▸ **Supplied information**
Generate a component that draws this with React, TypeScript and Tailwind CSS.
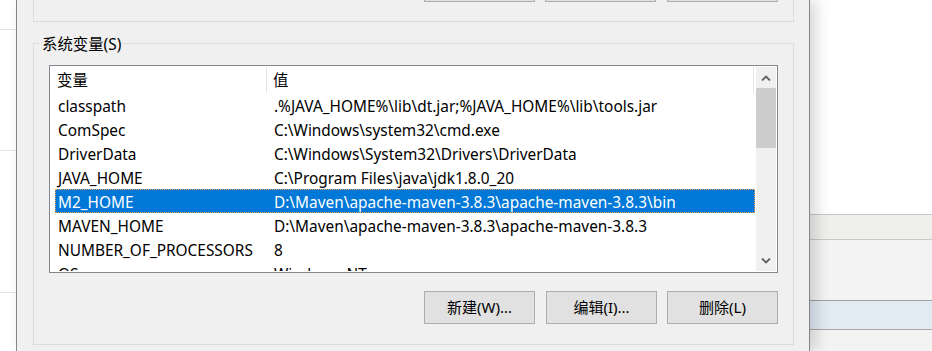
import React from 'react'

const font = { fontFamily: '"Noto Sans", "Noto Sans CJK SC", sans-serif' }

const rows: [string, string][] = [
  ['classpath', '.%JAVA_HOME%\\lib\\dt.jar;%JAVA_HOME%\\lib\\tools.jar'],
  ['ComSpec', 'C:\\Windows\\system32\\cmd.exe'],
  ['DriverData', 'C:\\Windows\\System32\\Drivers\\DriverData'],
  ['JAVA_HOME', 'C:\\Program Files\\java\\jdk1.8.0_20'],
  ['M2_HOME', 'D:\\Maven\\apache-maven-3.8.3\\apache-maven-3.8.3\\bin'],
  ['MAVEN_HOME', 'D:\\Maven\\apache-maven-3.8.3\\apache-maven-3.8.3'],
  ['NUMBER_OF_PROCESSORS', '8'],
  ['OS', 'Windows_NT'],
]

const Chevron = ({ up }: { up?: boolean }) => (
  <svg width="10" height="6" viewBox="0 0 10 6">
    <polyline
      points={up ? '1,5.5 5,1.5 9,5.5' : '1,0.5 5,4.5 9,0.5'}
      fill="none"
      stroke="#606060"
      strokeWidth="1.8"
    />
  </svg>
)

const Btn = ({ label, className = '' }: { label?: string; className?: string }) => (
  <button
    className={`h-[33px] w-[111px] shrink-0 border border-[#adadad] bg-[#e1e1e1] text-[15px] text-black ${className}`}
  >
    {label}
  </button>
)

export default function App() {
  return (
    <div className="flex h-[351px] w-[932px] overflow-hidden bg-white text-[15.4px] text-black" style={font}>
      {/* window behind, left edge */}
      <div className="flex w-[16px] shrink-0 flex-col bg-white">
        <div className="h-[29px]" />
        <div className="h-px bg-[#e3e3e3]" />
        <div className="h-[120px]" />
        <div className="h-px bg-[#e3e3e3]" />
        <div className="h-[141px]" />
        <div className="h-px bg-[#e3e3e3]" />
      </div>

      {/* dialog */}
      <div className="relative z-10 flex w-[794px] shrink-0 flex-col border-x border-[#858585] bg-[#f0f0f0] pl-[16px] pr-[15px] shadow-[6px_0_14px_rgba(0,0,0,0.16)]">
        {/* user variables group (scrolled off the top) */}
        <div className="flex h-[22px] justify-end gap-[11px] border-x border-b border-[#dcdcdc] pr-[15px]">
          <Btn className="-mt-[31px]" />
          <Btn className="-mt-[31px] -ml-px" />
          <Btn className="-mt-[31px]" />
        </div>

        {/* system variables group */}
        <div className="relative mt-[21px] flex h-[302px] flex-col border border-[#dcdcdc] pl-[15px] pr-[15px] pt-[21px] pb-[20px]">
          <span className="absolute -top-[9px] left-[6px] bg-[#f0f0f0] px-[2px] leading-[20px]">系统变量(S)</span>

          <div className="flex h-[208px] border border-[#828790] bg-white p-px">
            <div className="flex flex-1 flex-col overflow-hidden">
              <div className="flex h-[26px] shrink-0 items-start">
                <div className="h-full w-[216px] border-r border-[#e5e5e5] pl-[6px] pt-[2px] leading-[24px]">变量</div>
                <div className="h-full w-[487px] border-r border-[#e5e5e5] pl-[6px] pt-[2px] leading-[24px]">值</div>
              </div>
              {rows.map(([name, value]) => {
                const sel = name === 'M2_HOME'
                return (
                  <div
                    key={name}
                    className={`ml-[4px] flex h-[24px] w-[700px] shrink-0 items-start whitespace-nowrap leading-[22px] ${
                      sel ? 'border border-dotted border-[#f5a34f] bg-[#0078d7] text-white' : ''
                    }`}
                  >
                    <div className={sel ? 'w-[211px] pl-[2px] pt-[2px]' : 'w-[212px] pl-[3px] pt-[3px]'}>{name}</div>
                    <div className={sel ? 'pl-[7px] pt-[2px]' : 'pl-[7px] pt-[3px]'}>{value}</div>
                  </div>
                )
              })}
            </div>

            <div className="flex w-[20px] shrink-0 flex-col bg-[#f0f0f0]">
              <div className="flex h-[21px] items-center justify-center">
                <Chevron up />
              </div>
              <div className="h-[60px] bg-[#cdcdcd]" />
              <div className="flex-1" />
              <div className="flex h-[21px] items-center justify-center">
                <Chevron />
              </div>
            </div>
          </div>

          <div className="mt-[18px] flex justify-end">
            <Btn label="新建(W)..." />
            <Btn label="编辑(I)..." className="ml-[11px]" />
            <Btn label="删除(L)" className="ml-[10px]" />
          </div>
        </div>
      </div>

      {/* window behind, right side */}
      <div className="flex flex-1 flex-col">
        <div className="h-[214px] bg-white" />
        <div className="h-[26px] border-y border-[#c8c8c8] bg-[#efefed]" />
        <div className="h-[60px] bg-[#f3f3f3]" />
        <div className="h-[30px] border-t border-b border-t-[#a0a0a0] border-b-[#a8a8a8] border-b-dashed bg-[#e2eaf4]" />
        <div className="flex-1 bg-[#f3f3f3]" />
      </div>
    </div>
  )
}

▸ **What to work on**
Find how many lines hold the string "React", and state that number alone.

▸ **Exercise result**
2